In a letter, Don Orione informed Fr. Orlando about the donation of the car and how he was using it to publicize the Shrine: You know that, more than two months ago, I went to Lungavilla, and your parish priest gave us his car, which used to belong to the Christians, and it has served me so far for the publicity of the Shrine.” [3]
            But even though a car may be useful for pastoral work, Don Orione once forbade the purchase of a car: Regarding the car, I am sorry that at the moment I must refuse you permission to make the purchase. Fr. Dutto will explain my reasons to you. That is why I have telegraphed you today not to go ahead with the plan.” [4]
Bishop Ramon Bogarin Argaña[5] met Don Orione in 1939, when he was a young priest studying in Rome. During his farewell in Genoa, Don Orione told him that he would be bishop in Paraguay, open the gates of Paraguay and die after the entry of the Congregation to that country.[6]
When the then Fr. Bogarin Argaña had to return to Paraguay because the Second World War was just about to break out, he traveled with Don Orione from Livorno to Alessandria. Some years later, Bishop Bogarin Argaña shared his experience and the lesson he was taught by the Founder concerning the use of cars.
However, I had a troubling thought in my mind that kept tormenting  me. Don Orione was a religious, and so was bound by the vow of poverty. How could he then reconcile the use of a car with that promise? I had noticed that at the house there was even another car, also with its engine running.
            Encouraged by the affection that he showed me, I mentioned my concern to him, which was intensified because gasoline was so scarce, and must surely have been very expensive.
“How can you reconcile the vow of poverty with the use of cars?” and I told him that I personally had made a solemn promise not to use a car.
He gave me a great lesson on poverty: with few concepts, but very clear. When it is essential, we should not have any scruples about the use of modern means. Instead, it would constitute a sin against poverty if we were to use them only for personal comfort, when we could do without. A car is simply a means of transport, and what counts is the aim. If the aim is a good one, then the best means is justified. What we have to avoid the unnecessary use of luxury of any kind.
He was so convincing that I decided to change my promise: “I will use the car only in case of need.”[7]
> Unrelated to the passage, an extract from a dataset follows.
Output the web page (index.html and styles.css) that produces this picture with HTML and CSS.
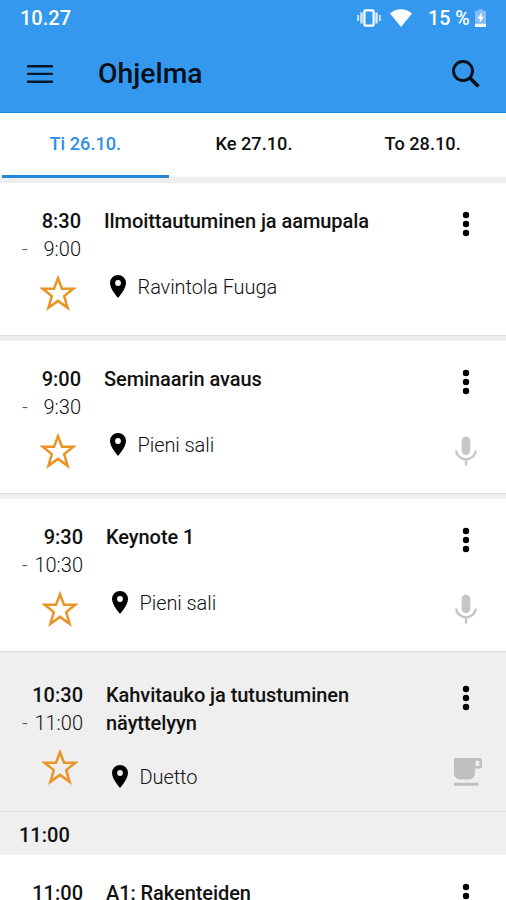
FILE: index.html
```html
<!DOCTYPE html>
<html lang="fi">
<head>
<meta charset="utf-8">
<title>Ohjelma</title>
<link rel="stylesheet" href="styles.css">
</head>
<body>
<svg class="defs" width="0" height="0">
  <symbol id="star" viewBox="0 0 36 36"><path d="M18 3.300l4 10.500h11.200l-9 7.300 3.400 11.700-9.600-6.900-9.600 6.900 3.400-11.700-9-7.300h11.200z" fill="none" stroke="#ea9425" stroke-width="2.500"/></symbol>
  <symbol id="pin" viewBox="0 0 16 23"><path fill-rule="evenodd" d="M8 0a8 8 0 0 0-8 8c0 6 8 15 8 15s8-9 8-15a8 8 0 0 0-8-8zm0 5.1a2.9 2.9 0 1 1 0 5.8 2.9 2.9 0 0 1 0-5.8z"/></symbol>
  <symbol id="dots" viewBox="0 0 8 26"><circle cx="4" cy="4" r="3.2"/><circle cx="4" cy="13" r="3.2"/><circle cx="4" cy="22" r="3.2"/></symbol>
  <symbol id="mic" viewBox="0 0 22 30"><rect x="6.7" y="0.5" width="8.6" height="18.5" rx="4.3" fill="#c6c6c6"/><path d="M1.3 14.5a9.7 8.8 0 0 0 19.4 0M11 23.5v6" fill="none" stroke="#c6c6c6" stroke-width="2.3"/></symbol>
  <symbol id="cup" viewBox="0 0 28 28"><path fill="#bfbfbf" fill-rule="evenodd" d="M0 0h25.500a2.500 2.500 0 0 1 2.500 2.500v5.500a2.500 2.500 0 0 1-2.500 2.500h-4.500v5a6 6 0 0 1-6 6h-9a6 6 0 0 1-6-6zM21.500 2.700v5.200h3.800v-5.200zM0 24.800h24.500v3h-24.500z"/></symbol>
</svg>
<div class="screen">
  <header class="header">
    <div class="status">
      <span class="clock">10.27</span>
      <svg class="vibrate" viewBox="0 0 24 18"><rect x="7.400" y="1.300" width="9.200" height="15.400" rx="1.200" fill="none" stroke="#fff" stroke-width="2.200"/><path d="M4.500 3.500v11M19.500 3.500v11" stroke="#d9ebfc" stroke-width="2.400"/><path d="M1.200 6v6M22.800 6v6" stroke="#d9ebfc" stroke-width="1.800"/></svg>
      <svg class="wifi" viewBox="0 0 22 18"><path fill="#fff" d="M0 4.500C6-1.300 16-1.300 22 4.500L11 18z"/></svg>
      <span class="percent">15 %</span>
      <svg class="battery" viewBox="0 0 11 18"><path fill="#86c0f4" d="M3.500 0h4v1.800h2.500a1 1 0 0 1 1 1v11h-11v-11a1 1 0 0 1 1-1h2.500z"/><path fill="#fff" d="M6.500 3.500L2.500 9.700h2.300v4.300l4-6.300h-2.300zM0 14.500h11v3.500h-11z"/></svg>
    </div>
    <div class="bar">
      <svg class="menu" viewBox="0 0 26 18"><path d="M0 1.200h26M0 8.900h26M0 16.700h26" stroke="#06182a" stroke-width="2.400"/></svg>
      <h1>Ohjelma</h1>
      <svg class="search" viewBox="0 0 28 28"><circle cx="11" cy="11" r="9.500" fill="none" stroke="#06101a" stroke-width="2.900"/><path d="M17.500 17.500l8.900 8.900" stroke="#06101a" stroke-width="3.600"/></svg>
    </div>
  </header>
  <nav class="tabs">
    <a class="tab active">Ti 26.10.</a>
    <a class="tab">Ke 27.10.</a>
    <a class="tab">To 28.10.</a>
  </nav>
  <main>
    <article class="card">
      <div class="when"><b>8:30</b><span class="end"><i>-</i>9:00</span><svg class="star"><use href="#star"/></svg></div>
      <div class="what"><h2>Ilmoittautuminen ja aamupala</h2><p><svg class="pin"><use href="#pin"/></svg>Ravintola Fuuga</p></div>
      <div class="side"><svg class="dots"><use href="#dots"/></svg></div>
    </article>
    <article class="card">
      <div class="when"><b>9:00</b><span class="end"><i>-</i>9:30</span><svg class="star"><use href="#star"/></svg></div>
      <div class="what"><h2>Seminaarin avaus</h2><p><svg class="pin"><use href="#pin"/></svg>Pieni sali</p></div>
      <div class="side"><svg class="dots"><use href="#dots"/></svg><svg class="mic"><use href="#mic"/></svg></div>
    </article>
    <article class="card wide">
      <div class="when"><b>9:30</b><span class="end"><i>-</i>10:30</span><svg class="star"><use href="#star"/></svg></div>
      <div class="what"><h2>Keynote 1</h2><p><svg class="pin"><use href="#pin"/></svg>Pieni sali</p></div>
      <div class="side"><svg class="dots"><use href="#dots"/></svg><svg class="mic"><use href="#mic"/></svg></div>
    </article>
    <article class="card wide break">
      <div class="when"><b>10:30</b><span class="end"><i>-</i>11:00</span><svg class="star"><use href="#star"/></svg></div>
      <div class="what"><h2>Kahvitauko ja tutustuminen<br>näyttelyyn</h2><p><svg class="pin"><use href="#pin"/></svg>Duetto</p></div>
      <div class="side"><svg class="dots"><use href="#dots"/></svg><svg class="cup"><use href="#cup"/></svg></div>
    </article>
    <h3 class="slot">11:00</h3>
    <article class="card wide">
      <div class="when"><b>11:00</b></div>
      <div class="what"><h2>A1: Rakenteiden</h2></div>
      <div class="side"><svg class="dots"><use href="#dots"/></svg></div>
    </article>
  </main>
</div>
</body>
</html>
```

FILE: styles.css
```css
* { box-sizing: border-box; }
body { margin: 0; background: #efefef; color: #111; font-family: Roboto, "Liberation Sans", sans-serif; }
h1, h2, h3, p { margin: 0; }
svg { display: block; flex: none; }
.defs { position: absolute; }
.screen { height: 900px; overflow: hidden; }

.header { height: 113px; background: #3499ee; border-bottom: 1px solid #1585e0; }
.status { display: flex; align-items: center; height: 36px; padding: 0 20px; color: #fff; font-size: 20px; font-weight: 500; }
.clock { flex: 1; }
.vibrate { width: 24px; height: 18px; margin-right: 9px; }
.wifi { width: 22px; height: 18px; margin-right: 16px; }
.percent { width: 42px; white-space: nowrap; font-size: 19.600px; }
.battery { width: 11px; height: 18px; margin-left: 5px; }
.bar { display: flex; align-items: center; height: 76px; padding: 0 26px 0 27px; }
.menu { width: 26px; height: 18px; }
.bar h1 { flex: 1; margin: -2px 0 0 45px; color: #06101a; font-size: 28.3px; font-weight: 500; }
.search { width: 28px; height: 28px; }

.tabs { display: grid; grid-template-columns: repeat(3, 1fr); height: 64px; background: #fff; margin-bottom: 6px; }
.tab { padding-left: 2px; line-height: 62px; text-align: center; font-size: 18.2px; font-weight: 500; }
.active { padding-left: 0; color: #2e91e2; border-bottom: 3px solid #2488d9; margin-left: 2px; }

.card { display: grid; grid-template-columns: 81px 1fr 80px; column-gap: 23px; height: 153px; margin-bottom: 5px; padding-top: 24px; background: #fff; border-bottom: 1px solid #dedede; }
.wide { grid-template-columns: 83px 1fr 80px; }
.break { background: none; height: 155px; margin-bottom: 0; }
.when { display: flex; flex-direction: column; align-items: flex-end; font-size: 20px; line-height: 28px; }
.when b { font-weight: 500; }
.end { display: flex; justify-content: space-between; width: 100%; padding-left: 22px; font-weight: 300; }
.end i { font-style: normal; color: #555; }
.star { width: 36px; height: 36px; margin: 12px 5px 0 0; }
.what { line-height: 28px; white-space: nowrap; }
.what h2 { font-size: 20px; font-weight: 500; line-height: 28px; letter-spacing: -0.07px; }
.what p { display: flex; align-items: center; margin-top: 38px; font-size: 20px; font-weight: 300; letter-spacing: -0.08px; }
.break .what p { margin-top: 26px; }
.pin { width: 16px; height: 23px; margin: -2px 12px 0 5px; }
.what p { padding-left: 0.500px; }
.side { display: flex; flex-direction: column; align-items: center; padding-top: 4px; }
.dots { width: 8px; height: 26px; }
.mic { width: 22px; height: 30px; margin-top: 41px; }
.cup { width: 28px; height: 28px; margin: 47px 0 0 3px; }
.slot { height: 43px; padding-left: 19px; font-size: 20px; font-weight: 500; line-height: 47px; }
```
 Don Orione read the signs of the times and used the technology then offered to do good, as well as to work better and faster, but always with a great concern for religious vows and values.
He used the most modern means of transport, but with total detachment, avoiding unnecessary luxury or concern for personal comfort. For him, they were only “means” to further charity.

Fr. Facundo Mela fdp

[1] Letter to Fr. Grossi. Tortona, 29th January 1931. Scritti 37, 9 and 37, 8.
[2] Telegram to Fr. Carrera. Tortona, 22nd February 1931 (at 15:35).
[3] Letter to Fr. Orlandi. Tortona, 1st April 1931. Scritti 24,202 and 24, 217.
[4] Letter to Fr. Vincenzo. 29th August 1936 (There is no mention about the place, but the date shows that the letter was written in Argentina). Scritti 67,118 and 67,138.
[5] Mgr. Ramón Pastor Bogarín Argaña (30th March 1911 - 3rd September 1976) was Auxiliary Bishop of Asunción and San Juan Bautista de las Misiones, Paraguay.
[6] Cf. Pellizzari, Angelo, “Una historia llena de mensajes”, Don Orione, Buenos Aires, November-December 2001, 21.
[7] Testimony of Bishop Ramon Bogarin Argaña about his meeting with Don Orione. It was written in Rome, on 13th October 1965. Cf. “Mons. Ramon Bogarin Argaña ricorda Don Orione”, Messaggi 111, 2, 2003.